The RRG trip started at the Rock Gym, when I was looking at photo's of a climb called Twinkie (.12a). One of the harder climbers at the gym, Ryan Lieberman recognized the climb, and asked if I was planning on going out. I told him I wanted to but had nobody to go with. So rock climbers being rock climbers, we threw together a last minute trek from VBRG to Slade Kentucky. At a distance of 580 miles, this was the farthest I have ever driven for a climbing trip. Little did I know that it was not going to be a cragging trip, instead, this place was a climbing mecca. Some of the best rock east of the Mississippi. Also being with such hard climbers, we all fueled each others motivation to climb hard. I don't think there was a single day that we didn't get on a 5.12. So here are the routes that we got on:
RRG
•Put Me In The Zoo---5.9+ Sunshine---5.9
•Hippocrite---5.12a Put Me In The Zoo---5.9+
•Scar Tissue---5.12a Trigger Happy---5.10a
•Edgehog---5.10d Make A Wish---5.10b
•Make A Wish---5.10b Good Gravy---5.10b
•Easy Rider---5.13a Edgehog---5.10d
•MILF Money---5.13b The Dude Abides---5.11a
•Eyeball Chaw 5.12a Forearm Follies---5.11d
•The Dude Abides---5.11a Raindancer---5.10a
•Raindancer---5.10a Scar Tissue---5.12a
•Good Grave---5.10b Hippocrite---5.12a
•Sunshine---5.9 Nicorrete---5.12a
•Tissue Tiger---5.12b Eyeball Chaw---5.12a
•Forearm Follies---5.11d All The Way Baby---5.12b
•Nicorrete---5.12a Easy Rider---5.13a
NRG Apollo Reed---5.13a
•Trigger Happy---5.10a MILF Money---5.13b
•Apollo Reed---5.13a
•All The Way Baby---5.12b
We left Virginia Beach and immediatly hit traffic at around 3:30pm. It was a beautiful sunny day. Once we got past the Hampton Roads and the traffic cleared up. About an hour and a half later, a wall of black cloud was looming over Richmond, VA. Stephens and Ryan's phones came alive with warnings of flooding and a tornado. Soon the rain was falling so hard that I couldn't see 15 feet infront of the car. I just kept going, and although the emergency alerts told us to seek shelter, we preessed on through Richmond. The sky cleared up as quickly as it began, and there was evidence of storm damage.

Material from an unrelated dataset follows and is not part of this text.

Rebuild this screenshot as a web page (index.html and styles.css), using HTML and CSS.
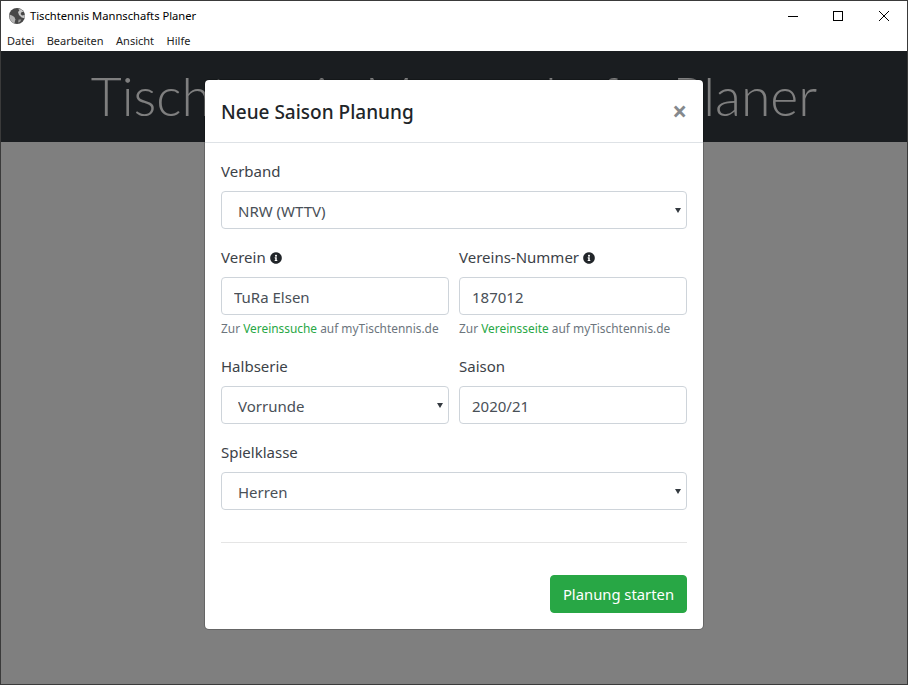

Thunder Heads in Richmond, VA
More Thunder Heads
After stopping for some chalk at REI, we headed out on I-64W towards the hills which I have missed so much. After that not a whole lot happened, the wheels turned, the miles crept by, and before I knew it we crossed the border from Virginia to Kentucky.
No, no it's cool, only 461 miles to go!
By 3am we arrived and were pleasantly suprised to see only a handful of tents at Miguel's Pizzeria. Stephens and Ryan set up there tent, while I got my bed in the Mini-Van ready. Unfortunatley, I forgot that this was Kentucky, land of the bugs. Here I am relaxing in the sleeping bag, when I look up and see the ceiling of the van covered with bugs (they were gone the next day)! All in all I drove around 11.5 hours.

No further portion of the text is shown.